There are different (combinable) forms of compression. Let me explain this very simple (take it from me: in practice, this is much more complicated).
For example, if data contains repeating patterns, we should be able to say "repeat pattern". So, say we have this pattern:
we could also write it down as:
10 x ABCCDD
The result is obvious: this is shorter, but still holding the same information. This is compression!
A different technique is converting a pattern to a mathematical formula.
Suppose we have this pattern of values:
0, 1, 4, 9, 16, 25, 36, 49, 64,
81, 100, 121, 144, 169, 196, 225, 256, 289, 324, 361, 400, 441, 484, 529,
576, 625, 676
This matches the values 1 t/m 27 for X in the formula:
Y = X^2 (so X to the power 2).
So we write down:
X=1...27, using Y=X^2
Once more: this is shorter too.
I have to admit that this is a very very simple example, but it's the principle that matters.
What we can't hear, what we can't see.
Here we use the boundaries of the human senses. We - humans - can only hear sound in the range of 20 to 20.000 Hertz. CD recordings often hold an even wider range. By removing that extra part, we gain once more. The files becomes smaller,
That's not all. Some very short transitions (and I mean REALLY short onces) can not be detected by the human ear. So we skip those as well, once more the file becomes smaller.
We can do something similar with video: Can you come up with 5 colors? Now tyr 16 colors. Getting hard? Well try 16 Million colors - pretty impossible isn't it? Our vision can be tricked too and does not distinct 16 million colors. So we leave out what can't be seen ....
How does MP3 compression work?
By determining what portions of the audio we wouldn’t hear anyway and removing them, MP3 can compress audio with little apparent impact on the quality of the sound.
The key characteristic of our auditory system that MP3 utilizes is the fact that we can’t distinguish weak sounds when they occur at the same time as a louder sound of nearly the same frequency. This principle is known as auditory masking. A masking effect can be easily experienced using a recording that has some background noise present due to low sampling resolution. During quiet moments or breaks in the music, the noise might be very conspicuous, but when the music is loud the noise can’t be heard.
MP3 uses strong sounds as an opportunity to use fewer bits to represent that portion of the frequency spectrum, even though that raises the noise level. This works because as long as the noise is masked by the strong sound, the listener does not notice much change in the audio quality. Any time fewer bits can be used to represent the audio, greater compression is being performed.

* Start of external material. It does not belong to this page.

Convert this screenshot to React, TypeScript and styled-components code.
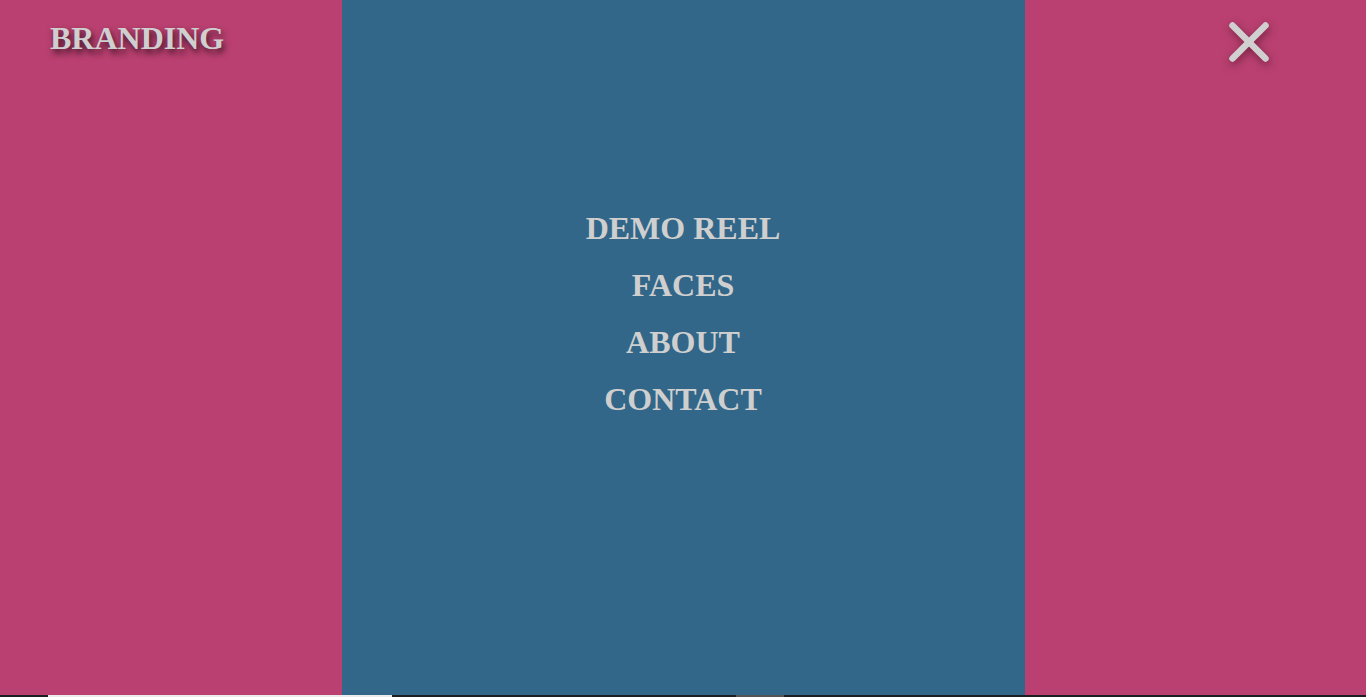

Stronger and weaker sounds occurring simultaneously aren’t the only type of masking effect that can be used by MP3 compression. There are also masking effects before and after strong sounds. In other words, it takes a small amount of time for the brain to process the change in sound level around a strong sound, and this is another opportunity for MP3 to use fewer bits for that portion of the audio.
There can be many masking effects overlapping and interacting with one another in any given moment of audio, and MP3 compression takes these interactions into account. MP3 encoding also considers the fact that the range of human hearing is between 20Hz and 20kHz and that our hearing is most sensitive in the 2-4kHz range of human speech.
The science of figuring out how we perceive sound is known as psychoacoustics. So, the MP3 coding scheme is said to be utilizing a psychoacoustic model when it determines which parts of the audio it can leave out of an MP3 encoded file.
Psychoacoustic methods aren’t the only means of compression used by MP3. Additional compression is achieved by handling stereo information more efficiently than simply allocating half of the bits available to each channel. MP3 can allocate bits between the channels as needed based on the complexity of each (simple stereo mode), or it can encode one channel with the portion of the audio that is identical across both source channels while putting the difference in the second channel (joint stereo mode). Joint stereo mode tends to be most efficient and retains all of the stereo information of the original. MP3 also utilizes a type of data compression called Huffman coding, which replaces commonly repeating patterns with shorter patterns that can be translated back when the files are decoded.